Però non accetto che tutto questo venga spacciato, presentato come una verità alla quale sia doveroso credere. Di quello che non ho fatto non mi posso pentire. Dico anche a nome dei miei compagni di gruppo che non abbiamo da chiedere perdono a nessuno per quanto successo il 2 agosto 1980. Non siamo noi che dobbiamo abbassare gli occhi a Bologna".

Cavallini è il quarto uomo della Strage della stazione come stabilito dalla Corte di assise. A questa decisione si è arrivati dopo sei ore e mezza di camera di consiglio, al termine di un processo durato quasi due anni, 40 udienze e una cinquantina di testimoni ascoltati. Già condannato a otto ergastoli per vari delitti, Cavallini è ora in semilibertà a Terni.

Difficilmente sconterà la nuova pena inflitta che prevede il carcere a vita, quando e se sarà definitiva, visti i 37 anni in detenzione.
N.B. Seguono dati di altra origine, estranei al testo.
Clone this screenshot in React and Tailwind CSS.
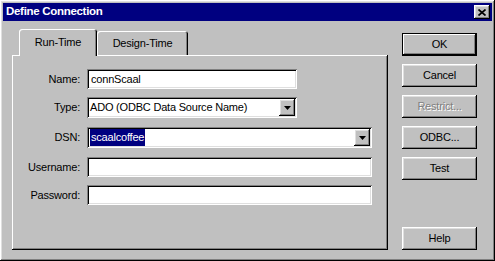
import React from 'react';

const raised =
  'shadow-[inset_-1px_-1px_#000,inset_1px_1px_#fff,inset_-2px_-2px_#808080,inset_2px_2px_#dfdfdf]';
const sunken =
  'shadow-[inset_1px_1px_#808080,inset_-1px_-1px_#fff,inset_2px_2px_#000,inset_-2px_-2px_#dfdfdf]';

// kleine schwarze Pfeilspitze für die Combo-Boxen
const DropArrow = () => (
  <svg width="7" height="4" viewBox="0 0 7 4">
    <polygon points="0,0 7,0 3.5,4" fill="#000" />
  </svg>
);

const TextBox = ({ width, children }) => (
  <div className={`h-[20px] bg-white flex items-center pl-[4px] ${sunken}`} style={{ width }}>
    {children}
  </div>
);

const ComboBox = ({ width, children }) => (
  <div className={`h-[21px] bg-white flex items-center pl-[3px] pr-[2px] ${sunken}`} style={{ width }}>
    <div className="flex-1 flex items-center">{children}</div>
    <div className={`w-[16px] h-[17px] bg-[#c0c0c0] flex items-center justify-center ${raised}`}>
      <DropArrow />
    </div>
  </div>
);

const Row = ({ label, mt, children }) => (
  <div className="flex items-center" style={{ marginTop: mt }}>
    <div className="w-[68px] text-right">{label}</div>
    <div className="ml-[7px]">{children}</div>
  </div>
);

const Btn = ({ children, def, disabled, className = '' }) => (
  <div
    className={`w-[75px] h-[23px] flex items-center justify-center ${
      def
        ? 'border border-black shadow-[inset_-1px_-1px_#000,inset_1px_1px_#fff,inset_-2px_-2px_#808080]'
        : raised
    } ${disabled ? 'text-[#808080] [text-shadow:1px_1px_0_#fff]' : ''} ${className}`}
  >
    {children}
  </div>
);

export default function App() {
  return (
    <div
      className={`w-[495px] h-[261px] bg-[#c0c0c0] p-[3px] flex flex-col text-[11px] tracking-[-0.2px] text-black ${raised}`}
      style={{ fontFamily: '"Liberation Sans", Arial, sans-serif' }}
    >
      {/* Titelleiste */}
      <div className="h-[18px] bg-[#000080] flex items-center justify-between pl-[3px] pr-[2px]">
        <span className="text-white font-bold text-[11.5px] tracking-[-0.3px]">Define Connection</span>
        <div className={`w-[16px] h-[14px] bg-[#c0c0c0] flex items-center justify-center ${raised}`}>
          <svg width="8" height="7" viewBox="0 0 8 7">
            <path d="M0.5 0.5 L7.5 6.5 M7.5 0.5 L0.5 6.5" stroke="#000" strokeWidth="1.7" />
          </svg>
        </div>
      </div>

      <div className="flex flex-1">
        {/* Register */}
        <div className="ml-[9px] w-[376px] flex flex-col">
          <div className="h-[34px] flex items-end pl-[7px]">
            <div className="relative z-10 -mb-px w-[78px] h-[27px] bg-[#c0c0c0] rounded-t-[3px] flex items-center justify-center pb-px shadow-[inset_1px_1px_#fff,inset_-1px_0_#000,inset_-2px_0_#808080]">
              Run-Time
            </div>
            <div className="w-[91px] h-[24px] rounded-t-[3px] flex items-center justify-center shadow-[inset_1px_1px_#fff,inset_-1px_0_#000,inset_-2px_0_#808080]">
              Design-Time
            </div>
          </div>
          <div className="h-[195px] pt-[14px] shadow-[inset_-1px_-1px_#000,inset_1px_1px_#fff,inset_-2px_-2px_#808080]">
            <Row label="Name:">
              <TextBox width={210}>connScaal</TextBox>
            </Row>
            <Row label="Type:" mt={8}>
              <ComboBox width={210}>ADO (ODBC Data Source Name)</ComboBox>
            </Row>
            <Row label="DSN:" mt={9}>
              <ComboBox width={285}>
                <span className="bg-[#000080] text-white px-[1px]">scaalcoffee</span>
              </ComboBox>
            </Row>
            <Row label="Username:" mt={9}>
              <TextBox width={285} />
            </Row>
            <Row label="Password:" mt={8}>
              <TextBox width={285} />
            </Row>
          </div>
        </div>

        {/* Schaltflächen */}
        <div className="ml-[14px] pt-[12px] flex flex-col gap-[8px]">
          <Btn def>OK</Btn>
          <Btn>Cancel</Btn>
          <Btn disabled>Restrict...</Btn>
          <Btn>ODBC...</Btn>
          <Btn>Test</Btn>
          <Btn className="mt-[39px]">Help</Btn>
        </div>
      </div>
    </div>
  );
}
Ma la sentenza è comunque un tassello in continuità con la verità giudiziaria che vede come responsabili gli altri tre Nar Giuseppe Valerio Fioravanti, Francesca Mambro e Luigi Ciavardini, compagni d'armi di Cavallini detto "il negro", il meno giovane della banda. Il prossimo passo è verso i mandanti della strage.